_WHAT IS BEING ASKED_.
Please retype the data in full and exactly; the pictures are not part of the copy.

==== COLLECTED DATA

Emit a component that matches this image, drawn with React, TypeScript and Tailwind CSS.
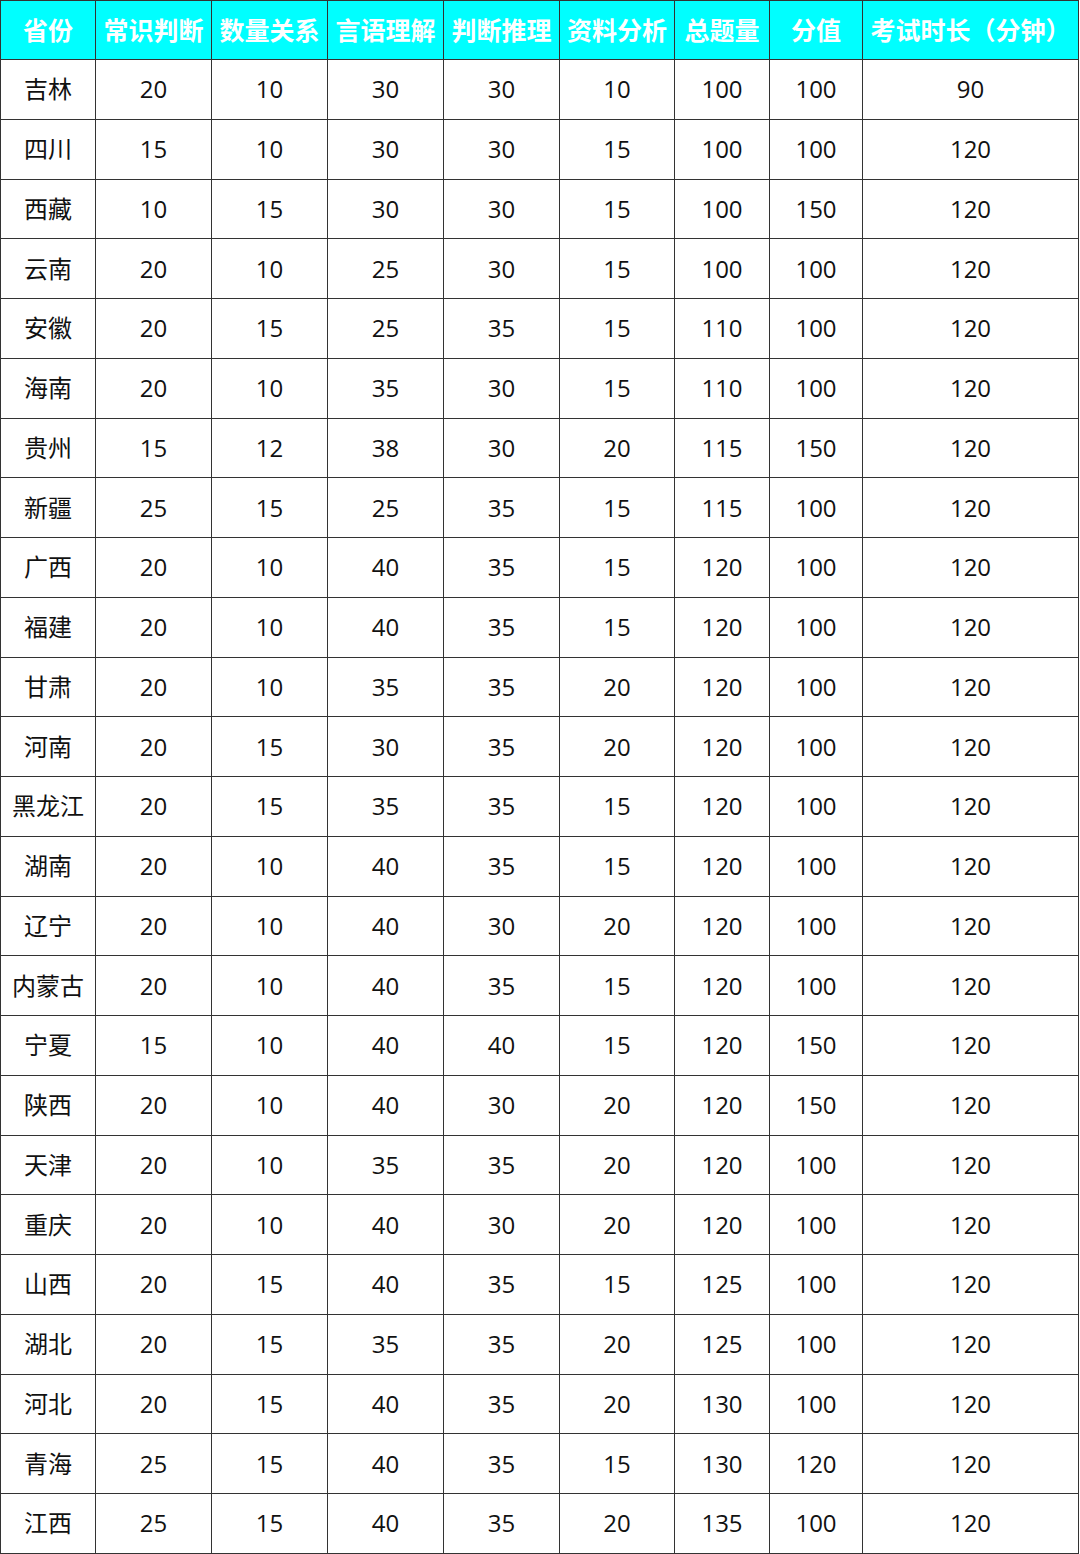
import React from 'react';

const headers = ['省份', '常识判断', '数量关系', '言语理解', '判断推理', '资料分析', '总题量', '分值', '考试时长（分钟）'];

const rows: (string | number)[][] = [
    ['吉林', 20, 10, 30, 30, 10, 100, 100, 90],
    ['四川', 15, 10, 30, 30, 15, 100, 100, 120],
    ['西藏', 10, 15, 30, 30, 15, 100, 150, 120],
    ['云南', 20, 10, 25, 30, 15, 100, 100, 120],
    ['安徽', 20, 15, 25, 35, 15, 110, 100, 120],
    ['海南', 20, 10, 35, 30, 15, 110, 100, 120],
    ['贵州', 15, 12, 38, 30, 20, 115, 150, 120],
    ['新疆', 25, 15, 25, 35, 15, 115, 100, 120],
    ['广西', 20, 10, 40, 35, 15, 120, 100, 120],
    ['福建', 20, 10, 40, 35, 15, 120, 100, 120],
    ['甘肃', 20, 10, 35, 35, 20, 120, 100, 120],
    ['河南', 20, 15, 30, 35, 20, 120, 100, 120],
    ['黑龙江', 20, 15, 35, 35, 15, 120, 100, 120],
    ['湖南', 20, 10, 40, 35, 15, 120, 100, 120],
    ['辽宁', 20, 10, 40, 30, 20, 120, 100, 120],
    ['内蒙古', 20, 10, 40, 35, 15, 120, 100, 120],
    ['宁夏', 15, 10, 40, 40, 15, 120, 150, 120],
    ['陕西', 20, 10, 40, 30, 20, 120, 150, 120],
    ['天津', 20, 10, 35, 35, 20, 120, 100, 120],
    ['重庆', 20, 10, 40, 30, 20, 120, 100, 120],
    ['山西', 20, 15, 40, 35, 15, 125, 100, 120],
    ['湖北', 20, 15, 35, 35, 20, 125, 100, 120],
    ['河北', 20, 15, 40, 35, 20, 130, 100, 120],
    ['青海', 25, 15, 40, 35, 15, 130, 120, 120],
    ['江西', 25, 15, 40, 35, 20, 135, 100, 120],
];

const App: React.FC = () => {
    return (
        <div
            className="w-[1080px] h-[1554px] bg-white overflow-hidden"
            style={{ fontFamily: '"Open Sans", "Noto Sans CJK SC", sans-serif' }}
        >
            <div className="w-[1079px] grid grid-cols-[95px_116px_116px_116px_116px_115px_95px_93px_1fr] grid-rows-[59px_repeat(25,59.76px)] border-l border-t border-[#333]">
                {/* header */}
                {headers.map((h) => (
                    <div
                        key={h}
                        className="bg-[#00ffff] border-r border-b border-[#333] flex items-center justify-center text-white text-[25px] font-bold whitespace-nowrap"
                        style={{ fontFamily: '"Noto Sans CJK SC", sans-serif' }}
                    >
                        {h}
                    </div>
                ))}

                {/* body */}
                {rows.map((r) =>
                    r.map((v, i) => (
                        <div
                            key={r[0] + '-' + i}
                            className="border-r border-b border-[#333] flex items-center justify-center text-[#111] text-[24px] whitespace-nowrap"
                        >
                            {v}
                        </div>
                    ))
                )}
            </div>
        </div>
    );
};

export default App;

========

_THE ANSWER_.
Emit a component that matches this image, drawn with React, TypeScript and Tailwind CSS.
import React from 'react';

const headers = ['省份', '常识判断', '数量关系', '言语理解', '判断推理', '资料分析', '总题量', '分值', '考试时长（分钟）'];

const rows: (string | number)[][] = [
    ['吉林', 20, 10, 30, 30, 10, 100, 100, 90],
    ['四川', 15, 10, 30, 30, 15, 100, 100, 120],
    ['西藏', 10, 15, 30, 30, 15, 100, 150, 120],
    ['云南', 20, 10, 25, 30, 15, 100, 100, 120],
    ['安徽', 20, 15, 25, 35, 15, 110, 100, 120],
    ['海南', 20, 10, 35, 30, 15, 110, 100, 120],
    ['贵州', 15, 12, 38, 30, 20, 115, 150, 120],
    ['新疆', 25, 15, 25, 35, 15, 115, 100, 120],
    ['广西', 20, 10, 40, 35, 15, 120, 100, 120],
    ['福建', 20, 10, 40, 35, 15, 120, 100, 120],
    ['甘肃', 20, 10, 35, 35, 20, 120, 100, 120],
    ['河南', 20, 15, 30, 35, 20, 120, 100, 120],
    ['黑龙江', 20, 15, 35, 35, 15, 120, 100, 120],
    ['湖南', 20, 10, 40, 35, 15, 120, 100, 120],
    ['辽宁', 20, 10, 40, 30, 20, 120, 100, 120],
    ['内蒙古', 20, 10, 40, 35, 15, 120, 100, 120],
    ['宁夏', 15, 10, 40, 40, 15, 120, 150, 120],
    ['陕西', 20, 10, 40, 30, 20, 120, 150, 120],
    ['天津', 20, 10, 35, 35, 20, 120, 100, 120],
    ['重庆', 20, 10, 40, 30, 20, 120, 100, 120],
    ['山西', 20, 15, 40, 35, 15, 125, 100, 120],
    ['湖北', 20, 15, 35, 35, 20, 125, 100, 120],
    ['河北', 20, 15, 40, 35, 20, 130, 100, 120],
    ['青海', 25, 15, 40, 35, 15, 130, 120, 120],
    ['江西', 25, 15, 40, 35, 20, 135, 100, 120],
];

const App: React.FC = () => {
    return (
        <div
            className="w-[1080px] h-[1554px] bg-white overflow-hidden"
            style={{ fontFamily: '"Open Sans", "Noto Sans CJK SC", sans-serif' }}
        >
            <div className="w-[1079px] grid grid-cols-[95px_116px_116px_116px_116px_115px_95px_93px_1fr] grid-rows-[59px_repeat(25,59.76px)] border-l border-t border-[#333]">
                {/* header */}
                {headers.map((h) => (
                    <div
                        key={h}
                        className="bg-[#00ffff] border-r border-b border-[#333] flex items-center justify-center text-white text-[25px] font-bold whitespace-nowrap"
                        style={{ fontFamily: '"Noto Sans CJK SC", sans-serif' }}
                    >
                        {h}
                    </div>
                ))}

                {/* body */}
                {rows.map((r) =>
                    r.map((v, i) => (
                        <div
                            key={r[0] + '-' + i}
                            className="border-r border-b border-[#333] flex items-center justify-center text-[#111] text-[24px] whitespace-nowrap"
                        >
                            {v}
                        </div>
                    ))
                )}
            </div>
        </div>
    );
};

export default App;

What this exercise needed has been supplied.